This book offers an unusual perspective on the Catholic Left, focusing on groups that formed to protest against the US draft during the Vietnam War.
Famous examples such as the Baltimore Four and the Catonsville Nine, who destroyed thousands of draft cards, inspired dozens more, including Ted Glick’s own group, ‘The East Coast Conspiracy to Save Lives’. In this highly thoughtful and self-critical account, Glick tells the story of how his participation in a series of actions, and the resulting jail sentence, drew him into a lifetime of campaigning for social change.
Glick’s personal involvement began when he understood the privileges given to him by the US government’s Selective Service System (SSS), under which university students could avoid conscription into the military (‘postponing’ the draft while they were studying). Glick left university and severed his ties with the SSS by handing in his draft card.
Still only 23, Glick took part in the Flower City conspiracy in which a group broke into an FBI building in Rochester in New York state and attempted to destroy draft files. They were arrested as they left the building and subsequently brought to trial.
Glick’s 10 months in prison led to a heightened awareness of how the unjust, racist systems of US capitalism affected his fellow inmates. These encounters with African-American prisoners were to have a life-long influence on the course of his activism.

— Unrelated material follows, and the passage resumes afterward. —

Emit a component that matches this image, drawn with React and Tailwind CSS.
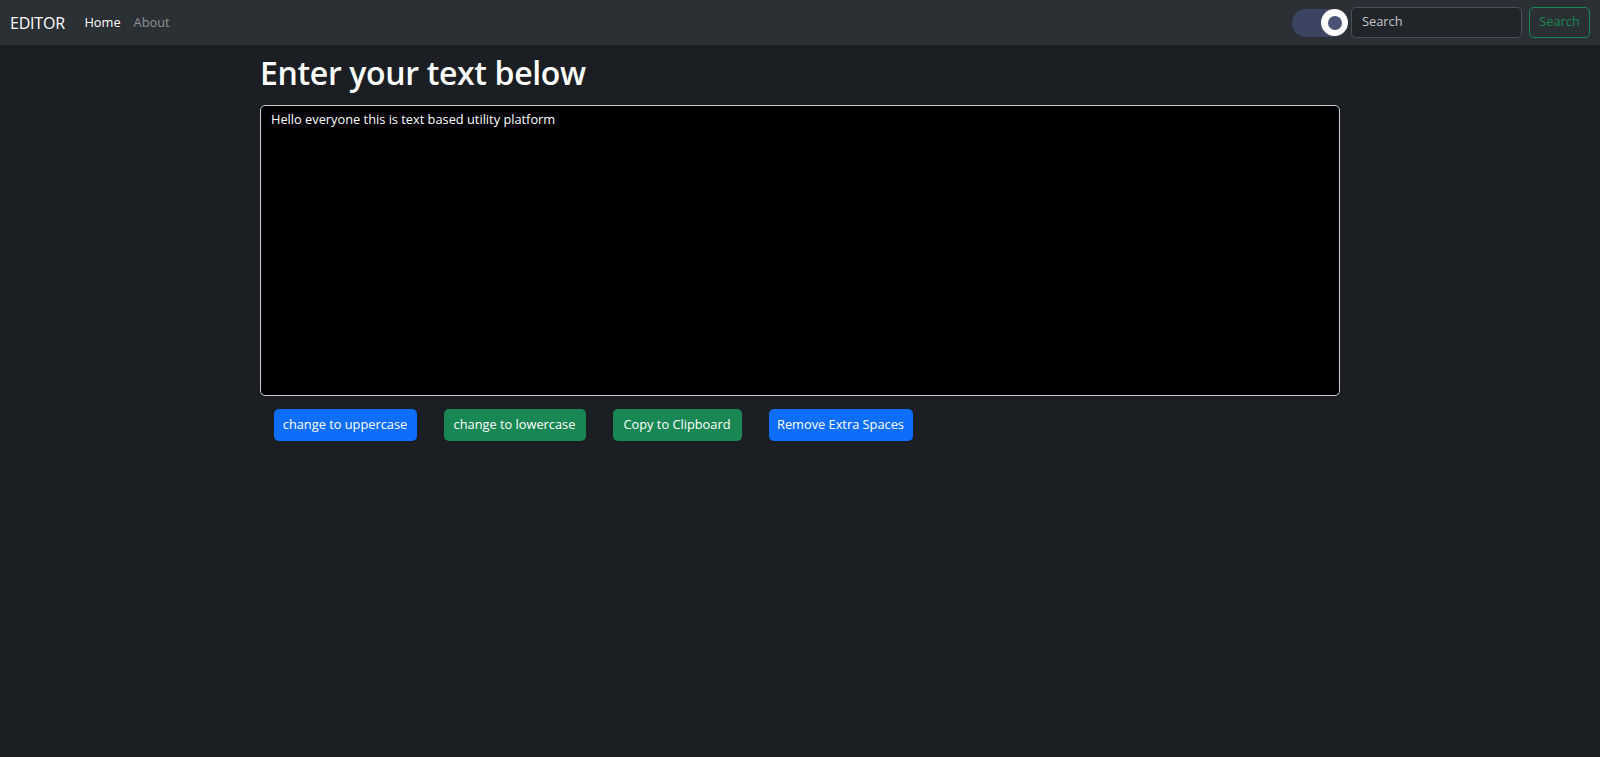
import React from "react";

export default function App() {
  const font = "font-['Open_Sans','Noto_Sans',sans-serif]";
  return (
    <div className={`min-h-[757px] bg-[#1b1e22] ${font}`}>
      <nav className="h-[45px] bg-[#2b3035] flex items-center justify-between px-[10px]">
        <div className="flex items-center">
          <span className="text-[16px] text-white mr-[13px] tracking-[-0.2px]">EDITOR</span>
          <span className="text-[12.8px] text-white px-[6.5px]">Home</span>
          <span className="text-[12.8px] text-[#8d9094] px-[6.5px]">About</span>
        </div>
        <div className="flex items-center">
          <div className="w-[56px] h-[28px] rounded-full bg-[#3b4460] flex items-center justify-end mr-[3px]">
            <div className="w-[27px] h-[27px] rounded-full bg-white flex items-center justify-center">
              <div className="w-[14px] h-[14px] rounded-full bg-[#4a5373]"></div>
            </div>
          </div>
          <div className="w-[171px] h-[31px] rounded-[5px] border border-[#495057] bg-[#212529] flex items-center px-[10px] pb-[1px] text-[12.8px] text-[#c3c6ca]">
            Search
          </div>
          <div className="ml-[7px] w-[61px] h-[31px] rounded-[5px] border border-[#198754] flex items-center justify-center pb-[1px] text-[12.8px] text-[#198754]">
            Search
          </div>
        </div>
      </nav>
      <div className="w-[1100px] mx-auto px-[10px] pt-[8px]">
        <h1 className="text-[32px] leading-[40px] font-semibold text-white mb-[12px] tracking-[-0.35px]">
          Enter your text below
        </h1>
        <div className="w-full h-[291px] bg-black border border-[#c9ccd0] rounded-[5px] px-[10px] pt-[3px] text-[12.8px] leading-[20px] text-white">
          Hello everyone this is text based utility platform
        </div>
        <div className="flex mt-[13px]">
          <button className="mx-[13.5px] w-[143px] h-[32px] rounded-[5px] bg-[#0d6efd] text-white text-[12.8px]">
            change to uppercase
          </button>
          <button className="mx-[13.5px] w-[142px] h-[32px] rounded-[5px] bg-[#198754] text-white text-[12.8px]">
            change to lowercase
          </button>
          <button className="mx-[13.5px] w-[129px] h-[32px] rounded-[5px] bg-[#198754] text-white text-[12.8px]">
            Copy to Clipboard
          </button>
          <button className="mx-[13.5px] w-[144px] h-[32px] rounded-[5px] bg-[#0d6efd] text-white text-[12.8px]">
            Remove Extra Spaces
          </button>
        </div>
      </div>
    </div>
  );
}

While in prison, Glick took part in a water-only fast demanding an end to the war.
It would be the first of many.
In his moving accounts of these fasts, we gain a strong sense of the desperation for the war to end felt by Glick and others – and their extraordinary commitment. We also see the effectiveness of fasting, along with serving a prison sentence, as a method of direct action.
Glick recounts discussions with past members of the Catholic Left: how people felt that the anti-war movement was coming to an end and that something more than guilt and desperation were needed to sustain a movement that would reach out to fellow Americans and transform society.
In his resignation letter to the Catholic Left, written in 1974, Glick wrote of his personal journey ‘away from simplistic views on violence and war and toward an understanding of class, sex and race – sexist, racist capitalism and its mirror image, state capitalism in the Soviet Union – as the root of such evils’.
Glick and others had come to think that, with their emphasis on the ‘prophetic’, Plowshares actions did too little to raise critical consciousness amongst ordinary people. Looking back on this period, Glick puts this disagreement down to ‘youthful arrogance’ and the importance, in all aspects of life, of accepting differences with humility.
With the authority of someone who has worked on both issues, the author draws important parallels between the anti-war campaigning of the ’70s and contemporary campaigns for the rights of indigenous people and against global warming and the climate crisis that is destroying our environment.